Despite being marginally more expensive than natural gas, biogas is gaining in popularity across Finland with both large companies and private householders opting to switch.

“Our upgraded biogas is as efficient to use as natural gas and can be used wherever natural gas is currently used,” says Nevalainen, “from powering industry to household heating, restaurant kitchens to transport fuel. We started producing biogas in 2011 and already have a 60% share of the Finnish transport market in gaseous fuels with buses and private drivers switching from natural gas to biogas.”

Indeed, a study (Eurobarometer 2013) shows that 84% of Finns are happy to pay 5% more for environmentally friendly products. Better news still is that the more customers who switch to biogas the cheaper the production becomes. “Obviously we have started small, with just three plants” says Nevalainen. “Production and maintenance costs are higher in a small scale operation. However we now have another plant opening soon and we are continually looking for ways to make the plants themselves more energy efficient and sustainable.”

Back at Kesko, with the initial biogas produced products selling well, Matti Kalervo and his colleagues are now negotiating with a further twenty supplier factories to make the switch to biogas. “The Pirkka brand alone offers 2,500 products and so far only 15 of these are being made with biogas so we have plenty of room to expand the initiative.

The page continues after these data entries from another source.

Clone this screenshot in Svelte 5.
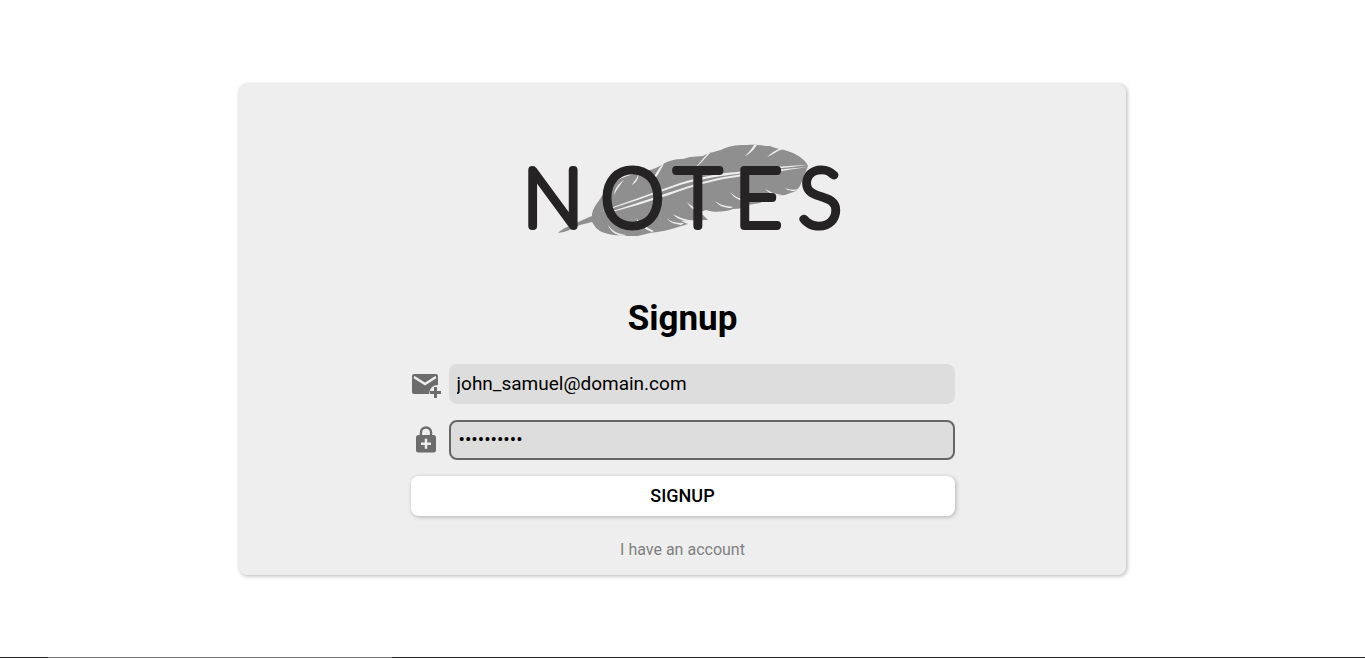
<script>
  let email = $state('john_samuel@domain.com');
  let password = $state('notebook12');
</script>

<main>
  <section class="card">
    <svg class="logo" viewBox="0 0 330 100" role="img" aria-label="Notes">
      <g transform="translate(2 0)">
        <path
          class="feather"
          d="M38 92 C43 87 48 86 54 83 L67 77 L72 75 C72 68 76 64 80 58 C84 52 88 46 95 41 C102 36 113 33 125 30 C132 29 136 27 142 24 C148 19 157 18 163 18 L170 16 L183 15 C188 11 197 11 203 8 C211 4 220 4 227 4 C236 3 243 5 250 5 C256 8 264 8 273 12 C281 16 286 20 288 25 L280 45 L276 50 L265 54 L252 55 L240 62 L228 64 C224 67 219 68 213 68 C206 71 193 72 186 69 L180 71 L188 79 C181 79 176 80 169 79 L161 80 L168 83 L155 87 C145 90 138 91 130 92 L118 95 C105 95 94 95 85 92 C78 90 75 86 72 81 L60 84 C52 88 46 91 38 92 Z"
        />
        <g class="vein">
          <path d="M80 71 C104 62 132 52 160 42 C180 36 200 32 217 31 C242 27 263 25 288 24 C263 27 242 29 217 33 C200 35 180 38 160 44 C132 54 104 64 80 71 Z" />
          <path d="M84 73 C104 66 133 57 160 48 C180 41 200 36 217 34 C242 30 263 28 288 26 C263 30 242 32 217 36 C200 38 180 43 160 50 C133 60 104 68 84 73 Z" />
          <path d="M94 54 C95 47 98 43 104 39 C100 44 97 48 94 54 Z" />
          <path d="M112 44 C114 40 117 38 119 32 C118 40 115 42 112 44 Z" />
          <path d="M129 42 C134 38 136 30 142 24 L144 23 C139 31 137 38 129 42 Z" />
          <path d="M175 27 C180 22 183 17 188 12 L190 12 C184 18 181 23 175 27 Z" />
          <path d="M224 16 C228 12 231 9 234 4 L237 4 C233 10 229 13 224 16 Z" />
          <path d="M247 16 C251 12 256 9 261 7 L263 8 C257 10 252 14 247 16 Z" />
          <path d="M245 48 C252 52 257 53 262 54 L258 55 C253 54 249 52 245 48 Z" />
          <path d="M265 47 C270 49 274 49 278 48 L275 50 C271 50 268 50 265 47 Z" />
          <path d="M210 51 C215 56 219 57 224 59 L222 60 C217 58 213 56 210 51 Z" />
          <path d="M195 60 C200 64 206 65 213 66 L211 67 C205 67 199 65 195 60 Z" />
          <path d="M167 61 C172 66 176 67 182 70 L179 71 C173 69 170 66 167 61 Z" />
          <path d="M147 77 C150 81 156 82 164 82 L161 84 C154 83 149 81 147 77 Z" />
          <path d="M153 73 C158 76 163 78 169 79 L166 80 C161 79 156 77 153 73 Z" />
          <path d="M116 77 C121 83 127 87 134 90 L132 91 C124 88 119 84 116 77 Z" />
          <path d="M88 84 C92 90 98 93 106 94 L104 95 C95 94 90 90 88 84 Z" />
        </g>
      </g>
      <text y="85" x="5 83 157 217 281">NOTES</text>
    </svg>
    <h1>Signup</h1>
    <form onsubmit={(event) => event.preventDefault()}>
      <div class="field">
        <label for="email" aria-label="Email">
          <svg viewBox="0 0 30 30">
            <path d="M3 5H25Q27 5 27 7V16Q19 16 18 25H3Q1 25 1 23V7Q1 5 3 5Z" />
            <path class="fold" d="M3 8L14 15L25 8" />
            <path d="M23 18h3v4h4v3h-4v4h-3v-4h-4v-3h4z" />
          </svg>
        </label>
        <input id="email" type="email" autocomplete="off" bind:value={email} />
      </div>
      <div class="field">
        <label for="password" aria-label="Password">
          <svg viewBox="0 0 24 24">
            <path d="M18 8h-1V6A5 5 0 0 0 7 6v2H6a2 2 0 0 0-2 2v10a2 2 0 0 0 2 2h12a2 2 0 0 0 2-2V10a2 2 0 0 0-2-2zM8.900 6a3.100 3.100 0 0 1 6.200 0v2H8.900zM16 16h-3v3h-2v-3H8v-2h3v-3h2v3h3z" />
          </svg>
        </label>
        <input id="password" class="active" type="password" autocomplete="off" bind:value={password} />
      </div>
      <button type="submit">SIGNUP</button>
    </form>
    <a href="#login">I have an account</a>
  </section>
  <div class="edge"></div>
</main>

<style>
  :global(body) {
    background: #fff;
    font-family: Roboto, sans-serif;
  }

  main {
    min-height: 100vh;
    box-sizing: border-box;
    padding-top: 1px;
    display: grid;
    grid-template-rows: 1fr auto;
    justify-items: center;
    align-items: center;
  }

  .card {
    width: 65%;
    box-sizing: border-box;
    padding: 57px 16px 16px;
    display: flex;
    flex-direction: column;
    align-items: center;
    border-radius: 8px;
    background: #eee;
    box-shadow: 1px 1px 4px rgba(0, 0, 0, 0.3);
  }

  .logo {
    width: 330px;
    max-width: 100%;
    overflow: visible;
  }

  .feather {
    fill: #8f8f8f;
  }

  .vein {
    fill: #eee;
  }

  .logo text {
    font-family: Lato, sans-serif;
    font-weight: 100;
    font-size: 80px;
    fill: #252324;
    stroke: #252324;
    stroke-width: 8;
    stroke-linejoin: round;
    stroke-linecap: round;
  }

  h1 {
    margin: 56px 0 24px;
    font-size: 35px;
    line-height: 43px;
    font-weight: 700;
    color: #000;
  }

  form {
    width: 100%;
    max-width: 544px;
    display: flex;
    flex-direction: column;
    gap: 16px;
  }

  .field {
    display: flex;
    align-items: center;
    gap: 8px;
  }

  label {
    display: flex;
  }

  label svg {
    width: 30px;
    height: 30px;
    overflow: visible;
    fill: #6c6c6c;
  }

  .fold {
    fill: none;
    stroke: #eee;
    stroke-width: 2.5;
  }

  input {
    flex: 1;
    min-width: 0;
    height: 40px;
    box-sizing: border-box;
    padding: 0 8px;
    border: 0;
    border-radius: 8px;
    outline: 0;
    background: #ddd;
    color: #000;
    font: 400 19px Roboto, sans-serif;
  }

  .active {
    border: 2px solid #666;
  }

  button {
    height: 40px;
    border: 0;
    border-radius: 8px;
    background: #fff;
    color: #000;
    font: 500 18px Roboto, sans-serif;
    box-shadow: 1px 1px 4px rgba(0, 0, 0, 0.25);
  }

  a {
    margin-top: 24px;
    font-size: 16px;
    line-height: 19px;
    color: #808080;
    text-decoration: none;
  }

  .edge {
    width: 100%;
    height: 1px;
    background: linear-gradient(90deg, #222 48px, #777 48px 392px, #222 392px);
  }
</style>
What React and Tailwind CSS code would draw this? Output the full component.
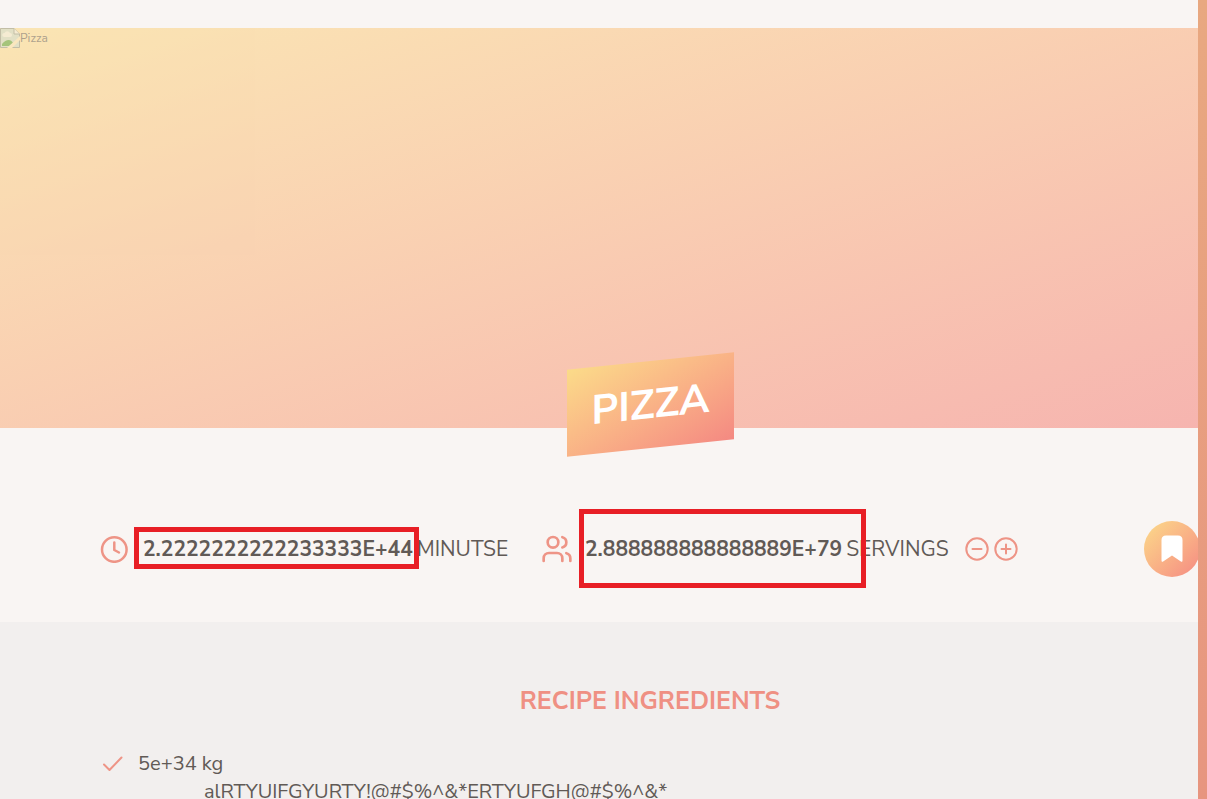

“The two factories that have already switched are delighted with the results. They have benefitted both by reducing their emissions and boosting their reputation as pioneers in sustainability initiatives. Plus, of course, the more popular the products become the more they will benefit from increased orders.

“We are all winners,” he says, “the producers, we the retailers by standing out from the competition and our customers who are able to make a positive choice in favour of zero emissions products. And most importantly, of course, the environment.”